Long-term care insurance can be an excellent investment in your future – after all, none of us know what’s going to happen as we get older, and should you require ongoing nursing care at some point you’ll need to find a way to fund that treatment. However, that doesn’t mean that the process of choosing between the different long term care insurance companies will be an easy one. Not all policies are created equal, and there are a surprising number of pitfalls that can befall the unwary investor. So, how do you avoid making a mistake when choosing the right provider for you?

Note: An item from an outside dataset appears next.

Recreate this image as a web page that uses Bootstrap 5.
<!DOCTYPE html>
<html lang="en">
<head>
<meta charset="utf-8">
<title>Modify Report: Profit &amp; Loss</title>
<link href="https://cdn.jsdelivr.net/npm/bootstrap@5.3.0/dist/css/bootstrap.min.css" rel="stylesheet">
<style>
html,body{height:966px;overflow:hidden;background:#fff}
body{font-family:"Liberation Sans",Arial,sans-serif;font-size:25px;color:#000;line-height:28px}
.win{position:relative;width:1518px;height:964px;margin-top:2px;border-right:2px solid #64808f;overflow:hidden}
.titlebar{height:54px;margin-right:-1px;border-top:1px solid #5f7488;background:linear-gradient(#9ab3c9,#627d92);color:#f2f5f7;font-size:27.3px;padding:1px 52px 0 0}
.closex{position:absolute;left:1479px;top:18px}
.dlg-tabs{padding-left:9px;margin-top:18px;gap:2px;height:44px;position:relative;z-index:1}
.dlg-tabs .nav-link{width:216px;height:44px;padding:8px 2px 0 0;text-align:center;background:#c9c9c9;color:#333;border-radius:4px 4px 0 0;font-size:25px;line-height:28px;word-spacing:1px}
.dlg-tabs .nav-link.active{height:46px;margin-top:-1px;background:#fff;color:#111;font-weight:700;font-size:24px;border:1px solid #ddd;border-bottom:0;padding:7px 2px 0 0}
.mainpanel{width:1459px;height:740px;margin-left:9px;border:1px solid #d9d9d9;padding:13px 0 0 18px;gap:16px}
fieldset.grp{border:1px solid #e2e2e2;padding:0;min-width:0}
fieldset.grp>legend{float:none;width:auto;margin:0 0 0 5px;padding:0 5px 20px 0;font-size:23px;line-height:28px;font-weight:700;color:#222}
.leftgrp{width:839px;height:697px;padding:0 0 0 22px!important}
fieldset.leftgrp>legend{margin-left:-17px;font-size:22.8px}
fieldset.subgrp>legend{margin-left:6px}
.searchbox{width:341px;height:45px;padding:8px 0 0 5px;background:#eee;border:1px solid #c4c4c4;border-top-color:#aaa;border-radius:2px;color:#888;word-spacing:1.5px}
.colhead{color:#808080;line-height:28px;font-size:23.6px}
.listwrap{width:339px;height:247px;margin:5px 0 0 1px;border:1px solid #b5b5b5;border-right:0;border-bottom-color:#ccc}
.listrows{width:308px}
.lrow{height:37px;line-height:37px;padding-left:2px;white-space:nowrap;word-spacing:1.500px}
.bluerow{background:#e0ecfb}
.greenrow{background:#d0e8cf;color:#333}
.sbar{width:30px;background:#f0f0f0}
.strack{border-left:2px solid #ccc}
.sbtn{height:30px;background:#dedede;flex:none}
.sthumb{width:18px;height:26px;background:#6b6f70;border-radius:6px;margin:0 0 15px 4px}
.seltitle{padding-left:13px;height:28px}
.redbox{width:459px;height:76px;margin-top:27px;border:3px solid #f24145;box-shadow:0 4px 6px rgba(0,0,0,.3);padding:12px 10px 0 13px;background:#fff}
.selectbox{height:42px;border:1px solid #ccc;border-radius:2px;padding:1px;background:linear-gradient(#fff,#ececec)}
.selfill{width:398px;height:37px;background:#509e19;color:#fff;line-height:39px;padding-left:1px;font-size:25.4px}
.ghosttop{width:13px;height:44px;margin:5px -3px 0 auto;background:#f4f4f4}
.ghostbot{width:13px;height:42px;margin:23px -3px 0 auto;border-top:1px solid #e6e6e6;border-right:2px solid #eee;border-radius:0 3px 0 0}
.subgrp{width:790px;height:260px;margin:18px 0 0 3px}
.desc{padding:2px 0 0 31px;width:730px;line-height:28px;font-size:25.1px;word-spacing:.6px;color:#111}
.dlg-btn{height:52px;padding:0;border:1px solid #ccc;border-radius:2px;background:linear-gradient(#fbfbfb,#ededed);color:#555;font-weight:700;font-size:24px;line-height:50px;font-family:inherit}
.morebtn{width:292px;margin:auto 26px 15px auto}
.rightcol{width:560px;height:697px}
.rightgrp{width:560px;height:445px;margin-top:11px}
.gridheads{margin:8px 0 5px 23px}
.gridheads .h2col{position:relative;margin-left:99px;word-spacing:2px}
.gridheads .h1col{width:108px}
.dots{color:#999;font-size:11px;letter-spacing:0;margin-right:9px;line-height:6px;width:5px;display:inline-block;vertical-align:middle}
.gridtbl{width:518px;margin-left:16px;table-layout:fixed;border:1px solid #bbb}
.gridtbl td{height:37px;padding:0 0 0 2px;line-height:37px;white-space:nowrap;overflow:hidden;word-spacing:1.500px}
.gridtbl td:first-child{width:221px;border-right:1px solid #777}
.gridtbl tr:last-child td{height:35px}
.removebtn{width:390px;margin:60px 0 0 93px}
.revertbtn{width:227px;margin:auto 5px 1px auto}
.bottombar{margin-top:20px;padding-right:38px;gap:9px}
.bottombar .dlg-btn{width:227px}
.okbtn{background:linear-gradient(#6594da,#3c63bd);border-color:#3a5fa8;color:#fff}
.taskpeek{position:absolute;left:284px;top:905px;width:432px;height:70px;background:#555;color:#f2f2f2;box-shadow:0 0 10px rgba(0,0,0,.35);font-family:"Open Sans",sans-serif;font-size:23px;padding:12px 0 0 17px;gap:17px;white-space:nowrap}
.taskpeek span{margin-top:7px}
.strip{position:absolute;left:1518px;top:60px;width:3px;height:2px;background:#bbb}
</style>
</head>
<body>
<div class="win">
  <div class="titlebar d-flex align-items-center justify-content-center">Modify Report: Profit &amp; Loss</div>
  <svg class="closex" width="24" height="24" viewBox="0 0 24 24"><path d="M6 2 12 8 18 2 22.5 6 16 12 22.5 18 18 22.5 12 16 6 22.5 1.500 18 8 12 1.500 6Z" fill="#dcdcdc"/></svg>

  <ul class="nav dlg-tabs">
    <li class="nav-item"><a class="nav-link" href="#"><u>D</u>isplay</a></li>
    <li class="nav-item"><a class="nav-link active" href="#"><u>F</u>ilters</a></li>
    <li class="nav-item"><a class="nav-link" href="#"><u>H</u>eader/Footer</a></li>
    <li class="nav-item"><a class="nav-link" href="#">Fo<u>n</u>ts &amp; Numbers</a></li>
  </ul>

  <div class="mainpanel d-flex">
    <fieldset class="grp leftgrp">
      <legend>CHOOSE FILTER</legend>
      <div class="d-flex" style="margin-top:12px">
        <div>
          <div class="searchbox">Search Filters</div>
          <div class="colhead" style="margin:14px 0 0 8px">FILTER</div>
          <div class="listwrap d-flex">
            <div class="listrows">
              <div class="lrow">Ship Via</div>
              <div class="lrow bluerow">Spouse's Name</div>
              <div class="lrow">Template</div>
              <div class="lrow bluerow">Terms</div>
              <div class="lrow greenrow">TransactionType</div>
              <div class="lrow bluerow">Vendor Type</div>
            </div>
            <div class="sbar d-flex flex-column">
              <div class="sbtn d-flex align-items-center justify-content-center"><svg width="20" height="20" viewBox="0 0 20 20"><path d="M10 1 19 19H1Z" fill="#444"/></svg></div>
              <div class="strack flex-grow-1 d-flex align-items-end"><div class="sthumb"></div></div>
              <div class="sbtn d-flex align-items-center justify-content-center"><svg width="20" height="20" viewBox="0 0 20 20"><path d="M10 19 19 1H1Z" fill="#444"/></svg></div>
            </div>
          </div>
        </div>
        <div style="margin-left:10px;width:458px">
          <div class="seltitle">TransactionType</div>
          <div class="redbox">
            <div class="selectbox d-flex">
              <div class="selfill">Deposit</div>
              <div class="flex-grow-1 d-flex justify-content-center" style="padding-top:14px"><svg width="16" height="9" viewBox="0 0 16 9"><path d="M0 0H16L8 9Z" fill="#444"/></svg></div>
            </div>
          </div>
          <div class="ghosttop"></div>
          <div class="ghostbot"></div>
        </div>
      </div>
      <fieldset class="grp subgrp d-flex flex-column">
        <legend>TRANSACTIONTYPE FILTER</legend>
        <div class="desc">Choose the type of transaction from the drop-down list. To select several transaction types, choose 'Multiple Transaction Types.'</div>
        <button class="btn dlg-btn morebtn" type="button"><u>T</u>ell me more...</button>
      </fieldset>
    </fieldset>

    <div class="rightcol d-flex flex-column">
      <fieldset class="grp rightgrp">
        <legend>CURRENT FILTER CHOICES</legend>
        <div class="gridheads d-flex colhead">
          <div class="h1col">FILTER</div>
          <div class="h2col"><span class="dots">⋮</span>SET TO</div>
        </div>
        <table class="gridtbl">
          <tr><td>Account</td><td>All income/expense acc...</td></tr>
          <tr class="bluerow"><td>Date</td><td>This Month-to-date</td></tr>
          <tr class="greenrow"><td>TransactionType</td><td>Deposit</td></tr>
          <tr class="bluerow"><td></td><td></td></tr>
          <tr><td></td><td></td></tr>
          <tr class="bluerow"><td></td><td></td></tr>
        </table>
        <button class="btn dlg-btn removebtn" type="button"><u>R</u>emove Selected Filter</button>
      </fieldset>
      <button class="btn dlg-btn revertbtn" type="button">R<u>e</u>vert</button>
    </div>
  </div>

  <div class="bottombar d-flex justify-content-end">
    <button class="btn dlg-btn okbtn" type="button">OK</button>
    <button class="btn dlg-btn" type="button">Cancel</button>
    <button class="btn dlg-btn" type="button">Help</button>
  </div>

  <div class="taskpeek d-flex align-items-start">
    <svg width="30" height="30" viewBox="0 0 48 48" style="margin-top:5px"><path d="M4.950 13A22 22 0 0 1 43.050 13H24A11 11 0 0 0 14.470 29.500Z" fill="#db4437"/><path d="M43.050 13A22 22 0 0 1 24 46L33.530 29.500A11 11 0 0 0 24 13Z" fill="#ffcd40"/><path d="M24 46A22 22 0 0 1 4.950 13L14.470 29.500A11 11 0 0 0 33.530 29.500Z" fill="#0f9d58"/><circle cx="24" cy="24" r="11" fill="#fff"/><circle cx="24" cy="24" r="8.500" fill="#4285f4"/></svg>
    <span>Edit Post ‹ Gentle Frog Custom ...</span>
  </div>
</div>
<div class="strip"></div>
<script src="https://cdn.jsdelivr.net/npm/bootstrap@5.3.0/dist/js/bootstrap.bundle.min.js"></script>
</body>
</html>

Don’t Assume Group Cover is The Best Deal
If you’re thinking of buying a long-term care policy through your employer, you might want to reconsider. It’s often possible to obtain better benefits at a lower cost if you buy your policy individually. Long-term care insurance policies that are individually underwritten usually offer a significant discount for being partnered or married and for being in “Preferred” health. These discounts could up to 40% or even 50%. These discounts are rarely offered with group policies which come at a standard rate. Also, group policies often have lower benefits for care provided within an assisted living facilities or at home, and this can represent a benefit reduction of up to 50%. Individual policies, on the other hand, always provide policyholders with the option of being able to receive all their benefits in every type of setting.
Don’t Confuse The Two Kinds Of Inflation Protection
Typically, long-term care coverage is available with two kinds of inflation protection: Future Purchase Option and Automatic Inflation.
Many buyers aged under 65 make the huge mistake of choosing a policy that offers only the Future Purchase Option rather than the Automatic Inflation option. With the automatic inflation option, the benefits increase each year by a chosen factor while the premium remains level. With Future Purchase Options, however, the premium starts out lower but then increases once you decide to purchase more coverage. Trying to keep up with the rate of inflation will then mean that your premium, eventually, will work out much higher.
Don’t Buy The Wrong Amount Of Cover
The cost of long-term care averages to around $6,000 monthly. So, doesn’t that mean you should buy that value in benefits? Not necessarily. Costs vary depending on where you live, so you need to work out what the cost of long-term care will be in the area in which you’ll be retiring. Also, bear in mind that there may be other sources of income like your pension which could supplement your costs.
Don’t Choose The Wrong Provider
When you take out a long-term care policy, you might not make a claim for several decades. However, you need to be confident that your chosen provider will still be around in the future should you need to make a claim. Choose a stable, large company which you can depend on.
Follow this advice, and you should find that you invest in the right long-term care policy for you, without falling foul of the pitfalls.